In 1844 a Scotsman called Peter McIntyre established a shirt manufacturing and wholesaling company with his brother-in-law in Londonderry, Northern Ireland. In 1855 this partnership broke up and McIntyre entered into a lasting association with Adam Hogg; forming McIntyre, Hogg & Co.
Although the company had a factory in Foyle Street, Londonderry, most of the sewing was carried out by women in their homes across the city, and was collected weekly.
The centralised factory system came with the introduction of sewing machines, which McIntyre, Hogg & Co. took up in 1857. The existing factory soon became too small to accommodate the growing firm and in 1863 a new factory was opened in Londonderry. By 1870 the two factories were employing a total of 2,600 workers.

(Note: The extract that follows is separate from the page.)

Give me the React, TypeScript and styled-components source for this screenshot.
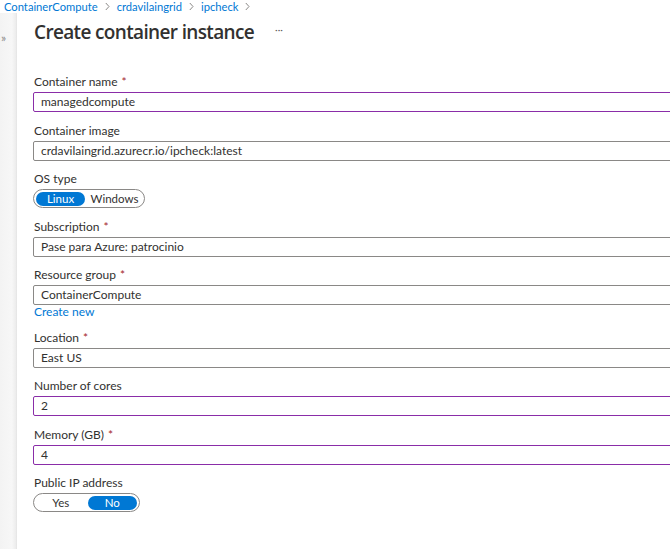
import React from "react";
import styled, { createGlobalStyle } from "styled-components";

const GlobalStyle = createGlobalStyle`
  html, body { margin: 0; padding: 0; background: #fff; overflow: hidden; }
  body { font-family: "Lato", "Open Sans", sans-serif; color: #323130; }
  * { box-sizing: border-box; }
`;

const Page = styled.div`
  width: 670px;
  height: 549px;
  display: flex;
  flex-direction: column;
  overflow: hidden;
`;

const Breadcrumb = styled.nav`
  height: 13px;
  display: flex;
  align-items: center;
  gap: 7px;
  padding-left: 4px;
  font-size: 11.2px;
  line-height: 13px;
  color: #0078d4;
`;

const Crumb = styled.span`
  white-space: nowrap;
`;

const Chevron = () => (
  <svg width="5" height="9" viewBox="0 0 5 9">
    <path d="M0.8 1 L4 4.5 L0.8 8" fill="none" stroke="#8a8886" strokeWidth="1" />
  </svg>
);

const Body = styled.div`
  flex: 1;
  display: flex;
`;

const Rail = styled.div`
  width: 17px;
  flex: none;
  background: linear-gradient(to right, #f3f3f3 0%, #f7f7f7 70%, #ececec 94%, #e2e2e2 100%);
  padding-top: 19px;
  padding-left: 1px;
  color: #8a8886;
  font-size: 12px;
  line-height: 12px;
`;

const Panel = styled.div`
  flex: 1;
  padding-left: 16px;
  min-width: 720px;
`;

const TitleRow = styled.div`
  display: flex;
  align-items: center;
  height: 34px;
  margin-top: 2px;
`;

const Title = styled.h1`
  margin: 0;
  font-family: "Open Sans", sans-serif;
  font-size: 19px;
  font-weight: 600;
  color: #323130;
  letter-spacing: -0.65px;
  padding-left: 1px;
`;

const More = styled.span`
  margin-left: 21px;
  font-size: 10px;
  color: #605e5c;
  position: relative;
  top: -3px;
`;

const Form = styled.div`
  padding-top: 25px;
  display: flex;
  flex-direction: column;
`;

const Field = styled.div`
  display: flex;
  flex-direction: column;
  margin-bottom: 10.5px;
`;

const Label = styled.label`
  font-size: 12px;
  line-height: 16px;
  height: 16px;
  margin-bottom: 2px;
  color: #323130;
  padding-left: 1px;
`;

const Req = styled.span`
  color: #a4262c;
  margin-left: 4px;
`;

const Input = styled.div<{ $dirty?: boolean }>`
  height: 20px;
  width: 700px;
  border: 1px solid ${(p) => (p.$dirty ? "#8a2da8" : "#8a8886")};
  border-radius: 2px;
  padding-left: 7px;
  font-size: 12px;
  line-height: 18px;
  color: #323130;
  white-space: nowrap;
`;

const Link = styled.span`
  font-size: 12px;
  line-height: 14px;
  height: 14px;
  color: #0078d4;
  padding-left: 1px;
`;

const Toggle = styled.div<{ $width: number }>`
  width: ${(p) => p.$width}px;
  height: 19px;
  border: 1px solid #8a8886;
  border-radius: 10px;
  display: flex;
  align-items: center;
  gap: 2px;
  padding: 0 2px;
`;

const Option = styled.span<{ $on?: boolean; $w: number }>`
  width: ${(p) => p.$w}px;
  height: 14px;
  border-radius: 7px;
  display: flex;
  align-items: center;
  justify-content: center;
  font-size: 11.5px;
  line-height: 14px;
  background: ${(p) => (p.$on ? "#0078d4" : "transparent")};
  color: ${(p) => (p.$on ? "#fff" : "#323130")};
`;

export default function App() {
  return (
    <Page>
      <GlobalStyle />
      <Breadcrumb>
        <Crumb>ContainerCompute</Crumb>
        <Chevron />
        <Crumb>crdavilaingrid</Crumb>
        <Chevron />
        <Crumb>ipcheck</Crumb>
        <Chevron />
      </Breadcrumb>
      <Body>
        <Rail>»</Rail>
        <Panel>
          <TitleRow>
            <Title>Create container instance</Title>
            <More>···</More>
          </TitleRow>
          <Form>
            <Field>
              <Label>Container name<Req>*</Req></Label>
              <Input $dirty>managedcompute</Input>
            </Field>
            <Field>
              <Label>Container image</Label>
              <Input>crdavilaingrid.azurecr.io/ipcheck:latest</Input>
            </Field>
            <Field>
              <Label>OS type</Label>
              <Toggle $width={112}>
                <Option $on $w={50}>Linux</Option>
                <Option $w={56}>Windows</Option>
              </Toggle>
            </Field>
            <Field>
              <Label>Subscription<Req>*</Req></Label>
              <Input>Pase para Azure: patrocinio</Input>
            </Field>
            <Field>
              <Label>Resource group<Req>*</Req></Label>
              <Input>ContainerCompute</Input>
              <Link>Create new</Link>
            </Field>
            <Field>
              <Label>Location<Req>*</Req></Label>
              <Input>East US</Input>
            </Field>
            <Field>
              <Label>Number of cores</Label>
              <Input $dirty>2</Input>
            </Field>
            <Field>
              <Label>Memory (GB)<Req>*</Req></Label>
              <Input $dirty>4</Input>
            </Field>
            <Field>
              <Label>Public IP address</Label>
              <Toggle $width={107}>
                <Option $w={50}>Yes</Option>
                <Option $on $w={50}>No</Option>
              </Toggle>
            </Field>
          </Form>
        </Panel>
      </Body>
    </Page>
  );
}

Two more factories were soon established in London and Cheddar in Somerset. At this time the company’s home trade was booming and there was a large export trade to Australia, South Africa and the East and West Indies. To meet growing demand, the Cheddar premises were enlarged and in 1882 a new warehouse was built in Basinghall Street, London.
In 1884 H. J. Marsh joined the company as partner. He became the manager of the new warehouse and in 1891 the firm was restyled as McIntyre, Hogg, Marsh & Co.
In 1908 the business was incorporated as a limited company.
During the Second World War the company produced shirts for the Armed Forces.
In the 1950s the company’s RADIAC brand of shirts, collars and pyjamas was widely advertised.
In c.1961 McIntyre, Hogg, Marsh & Co. Ltd. was taken over by the English Sewing Cotton Company.